The Inheritance of Virtue

by Chang S., Panther Blogger

It was near midnight when we saw Zhen off. He graduated and left Ferrum, the place where he devoted four years of time. He said it might be the last time he felt the grasslands at Ferrum, and he said he'll miss those lands.

From my perspective, part of being an international student at Ferrum is seeing off seniors like Zhen or the exchange students, along with welcoming new international students. I have already seen three seniors off in one whole year.  And here, three is not as small a number as you might think. We are a small, but close-knit group. We come from different parts of the world:  China, Ethiopia, Northern Ireland, Kenya, Russia, and South Korea.  It is easy to recognize us from the crowds.

The majority of us speak English with a "unique" accent, and in many circumstances, we have difficulty expressing what we want. You might come across one of us in the food court, stammering and trying to order a meal. But those efforts should be respected because they show that we're trying to be a part of the community. The locals should also be respected as they are friendly and try to accept the awkward attempts of the international students. Among these locals, we especially appreciate our advisor, Sasha, Professor Johnson, and the theatre folks. They have been treating us with the greatest generosity, and they build us a home overseas.

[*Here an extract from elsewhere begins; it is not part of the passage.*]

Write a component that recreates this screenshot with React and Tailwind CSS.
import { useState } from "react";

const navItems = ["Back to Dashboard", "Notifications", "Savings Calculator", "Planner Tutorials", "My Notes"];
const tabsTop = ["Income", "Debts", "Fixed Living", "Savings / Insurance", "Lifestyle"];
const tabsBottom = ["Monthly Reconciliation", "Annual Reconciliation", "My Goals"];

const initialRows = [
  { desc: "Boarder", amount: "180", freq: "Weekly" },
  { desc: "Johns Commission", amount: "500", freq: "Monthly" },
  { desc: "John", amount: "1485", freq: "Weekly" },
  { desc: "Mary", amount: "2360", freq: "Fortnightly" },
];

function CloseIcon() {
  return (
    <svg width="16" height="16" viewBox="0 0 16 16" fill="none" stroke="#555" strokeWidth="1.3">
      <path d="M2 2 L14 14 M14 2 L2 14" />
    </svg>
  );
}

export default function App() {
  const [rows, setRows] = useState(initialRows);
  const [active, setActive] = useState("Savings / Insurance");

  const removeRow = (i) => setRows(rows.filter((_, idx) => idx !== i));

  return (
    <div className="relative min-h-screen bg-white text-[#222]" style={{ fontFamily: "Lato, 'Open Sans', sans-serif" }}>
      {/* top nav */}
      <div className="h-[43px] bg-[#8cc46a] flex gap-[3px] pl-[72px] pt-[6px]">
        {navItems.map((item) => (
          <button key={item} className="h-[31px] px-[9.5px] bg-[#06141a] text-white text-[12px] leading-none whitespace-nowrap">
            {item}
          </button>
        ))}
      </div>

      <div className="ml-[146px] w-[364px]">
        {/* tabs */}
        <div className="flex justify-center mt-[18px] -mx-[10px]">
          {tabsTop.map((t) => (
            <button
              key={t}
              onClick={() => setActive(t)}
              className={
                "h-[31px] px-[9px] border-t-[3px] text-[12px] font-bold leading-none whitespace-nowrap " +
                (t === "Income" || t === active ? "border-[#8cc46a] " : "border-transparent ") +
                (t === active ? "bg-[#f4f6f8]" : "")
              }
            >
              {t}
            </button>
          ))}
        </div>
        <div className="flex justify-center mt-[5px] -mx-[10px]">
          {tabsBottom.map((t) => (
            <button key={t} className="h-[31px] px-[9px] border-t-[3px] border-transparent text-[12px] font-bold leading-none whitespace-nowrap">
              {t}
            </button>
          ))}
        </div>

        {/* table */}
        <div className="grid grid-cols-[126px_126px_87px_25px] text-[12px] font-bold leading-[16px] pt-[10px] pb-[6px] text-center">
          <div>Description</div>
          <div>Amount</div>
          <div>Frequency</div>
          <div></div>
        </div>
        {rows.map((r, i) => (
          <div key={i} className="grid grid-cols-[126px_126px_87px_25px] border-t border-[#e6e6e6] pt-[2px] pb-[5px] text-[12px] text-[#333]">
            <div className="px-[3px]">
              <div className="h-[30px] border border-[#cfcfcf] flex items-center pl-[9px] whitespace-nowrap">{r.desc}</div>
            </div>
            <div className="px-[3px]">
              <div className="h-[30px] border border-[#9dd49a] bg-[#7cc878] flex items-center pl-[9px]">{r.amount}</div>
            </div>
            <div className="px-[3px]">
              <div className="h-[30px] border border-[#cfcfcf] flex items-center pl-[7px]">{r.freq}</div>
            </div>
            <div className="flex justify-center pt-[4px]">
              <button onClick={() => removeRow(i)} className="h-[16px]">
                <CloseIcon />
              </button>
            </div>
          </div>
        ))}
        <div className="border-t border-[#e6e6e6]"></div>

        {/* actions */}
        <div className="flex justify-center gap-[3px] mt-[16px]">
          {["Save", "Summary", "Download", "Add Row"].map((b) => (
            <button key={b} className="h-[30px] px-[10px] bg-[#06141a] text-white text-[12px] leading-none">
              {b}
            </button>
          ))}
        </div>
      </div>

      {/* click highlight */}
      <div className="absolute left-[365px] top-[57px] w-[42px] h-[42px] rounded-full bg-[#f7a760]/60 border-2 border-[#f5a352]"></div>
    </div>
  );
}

I came across a picture of some of the international students and me. The picture was taken on a hiking trip last year when we reached the tip of the mountain. The clear, blue sky formed a perfect harmony with the Blue Ridge Mountains. One of the memorable parts about this trip was that it was organized by Mr. Rene Reiner, who had been a former international student at a college in Roanoke and who took on the U.S. nationality a couple of years after he graduated.

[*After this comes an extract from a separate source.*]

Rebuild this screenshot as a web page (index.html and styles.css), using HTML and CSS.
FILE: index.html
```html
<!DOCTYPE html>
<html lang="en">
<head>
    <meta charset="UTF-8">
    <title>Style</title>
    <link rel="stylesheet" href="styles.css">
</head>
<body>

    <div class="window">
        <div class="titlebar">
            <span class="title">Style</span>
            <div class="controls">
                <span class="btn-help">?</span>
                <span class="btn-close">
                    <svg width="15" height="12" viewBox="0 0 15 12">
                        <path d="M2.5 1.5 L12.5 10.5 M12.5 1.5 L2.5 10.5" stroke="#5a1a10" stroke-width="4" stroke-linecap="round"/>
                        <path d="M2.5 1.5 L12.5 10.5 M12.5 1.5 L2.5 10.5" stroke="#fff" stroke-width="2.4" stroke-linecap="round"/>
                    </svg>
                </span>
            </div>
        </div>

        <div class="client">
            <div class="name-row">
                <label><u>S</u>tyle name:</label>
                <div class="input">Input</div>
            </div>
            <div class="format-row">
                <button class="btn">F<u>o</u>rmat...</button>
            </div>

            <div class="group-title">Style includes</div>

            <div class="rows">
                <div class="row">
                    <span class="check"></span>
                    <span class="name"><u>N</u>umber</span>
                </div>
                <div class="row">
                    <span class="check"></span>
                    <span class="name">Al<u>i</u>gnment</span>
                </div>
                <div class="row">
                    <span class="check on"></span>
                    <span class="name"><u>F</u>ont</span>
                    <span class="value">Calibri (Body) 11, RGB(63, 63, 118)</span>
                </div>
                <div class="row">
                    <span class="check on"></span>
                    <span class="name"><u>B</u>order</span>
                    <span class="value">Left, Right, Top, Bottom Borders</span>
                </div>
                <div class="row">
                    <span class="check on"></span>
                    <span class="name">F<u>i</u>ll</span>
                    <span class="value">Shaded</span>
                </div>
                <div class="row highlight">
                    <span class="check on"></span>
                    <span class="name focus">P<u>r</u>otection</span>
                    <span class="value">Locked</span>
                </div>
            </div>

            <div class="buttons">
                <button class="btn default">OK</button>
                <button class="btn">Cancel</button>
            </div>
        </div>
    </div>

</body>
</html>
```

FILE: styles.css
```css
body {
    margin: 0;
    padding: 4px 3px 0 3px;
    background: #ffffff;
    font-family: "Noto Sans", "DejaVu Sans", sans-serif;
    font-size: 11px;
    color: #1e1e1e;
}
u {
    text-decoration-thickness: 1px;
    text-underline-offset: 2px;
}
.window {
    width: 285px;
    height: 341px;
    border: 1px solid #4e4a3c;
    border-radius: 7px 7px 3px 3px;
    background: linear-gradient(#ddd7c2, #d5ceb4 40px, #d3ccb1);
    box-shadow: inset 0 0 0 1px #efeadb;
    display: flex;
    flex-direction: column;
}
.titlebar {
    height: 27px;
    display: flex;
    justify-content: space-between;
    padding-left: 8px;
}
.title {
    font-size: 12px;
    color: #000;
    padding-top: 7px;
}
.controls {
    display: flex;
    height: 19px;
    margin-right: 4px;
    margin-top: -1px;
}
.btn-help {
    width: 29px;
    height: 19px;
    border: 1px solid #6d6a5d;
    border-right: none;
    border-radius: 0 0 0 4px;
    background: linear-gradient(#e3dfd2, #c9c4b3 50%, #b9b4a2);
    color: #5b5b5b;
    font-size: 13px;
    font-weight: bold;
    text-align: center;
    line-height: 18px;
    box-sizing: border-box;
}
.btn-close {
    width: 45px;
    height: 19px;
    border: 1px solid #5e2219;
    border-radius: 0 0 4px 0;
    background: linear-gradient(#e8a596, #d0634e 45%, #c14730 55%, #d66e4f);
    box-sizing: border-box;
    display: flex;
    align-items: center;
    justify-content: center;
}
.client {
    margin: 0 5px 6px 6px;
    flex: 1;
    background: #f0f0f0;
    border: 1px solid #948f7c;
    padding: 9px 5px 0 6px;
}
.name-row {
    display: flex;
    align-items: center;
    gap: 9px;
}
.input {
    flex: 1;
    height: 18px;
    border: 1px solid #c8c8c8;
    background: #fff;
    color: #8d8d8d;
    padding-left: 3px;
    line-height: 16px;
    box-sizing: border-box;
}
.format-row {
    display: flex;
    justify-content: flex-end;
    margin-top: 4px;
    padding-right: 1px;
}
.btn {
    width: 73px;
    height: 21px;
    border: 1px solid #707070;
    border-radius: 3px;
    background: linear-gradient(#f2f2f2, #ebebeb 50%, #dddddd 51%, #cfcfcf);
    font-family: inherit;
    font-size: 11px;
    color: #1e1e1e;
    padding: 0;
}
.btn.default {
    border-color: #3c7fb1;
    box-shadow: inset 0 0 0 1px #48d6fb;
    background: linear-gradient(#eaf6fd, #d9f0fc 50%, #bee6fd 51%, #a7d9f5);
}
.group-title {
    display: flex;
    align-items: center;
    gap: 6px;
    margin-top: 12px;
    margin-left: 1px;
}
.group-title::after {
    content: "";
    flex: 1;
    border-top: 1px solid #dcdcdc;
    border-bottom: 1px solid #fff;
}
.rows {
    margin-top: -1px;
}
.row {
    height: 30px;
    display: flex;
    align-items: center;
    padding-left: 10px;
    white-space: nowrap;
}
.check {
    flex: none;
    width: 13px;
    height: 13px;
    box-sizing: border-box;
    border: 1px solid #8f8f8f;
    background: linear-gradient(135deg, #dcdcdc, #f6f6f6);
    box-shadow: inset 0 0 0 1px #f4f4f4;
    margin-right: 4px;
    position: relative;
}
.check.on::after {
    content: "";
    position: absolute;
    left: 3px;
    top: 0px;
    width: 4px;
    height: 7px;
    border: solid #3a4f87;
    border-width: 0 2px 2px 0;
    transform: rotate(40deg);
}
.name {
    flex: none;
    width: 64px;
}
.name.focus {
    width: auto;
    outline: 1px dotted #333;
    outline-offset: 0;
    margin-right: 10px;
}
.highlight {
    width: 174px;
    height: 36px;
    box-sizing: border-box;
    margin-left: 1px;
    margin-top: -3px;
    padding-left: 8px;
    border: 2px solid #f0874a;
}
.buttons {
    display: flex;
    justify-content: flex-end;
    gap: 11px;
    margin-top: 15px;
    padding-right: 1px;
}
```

Rene told us:  "...When you are my age, you may have a nice job...a fortune. Spend some time with the international students, someone like yourselves as you once were."  Folks like Rene showed their kindness and hung out with him when he was new to the country. Rene had a great time with those locals. He was moved, and so in turn, he wanted to share his time with us - the next generation of internationals. Similar to the way people hold doors for the people after them, even tiny actions pay off.  Seniors receive kindness from their friends, either from native people or from other internationals, and they pass the kindness to those who follow them. Generations and generations on.

Inheritance of virtue -- one of the best things about humanity, I suppose.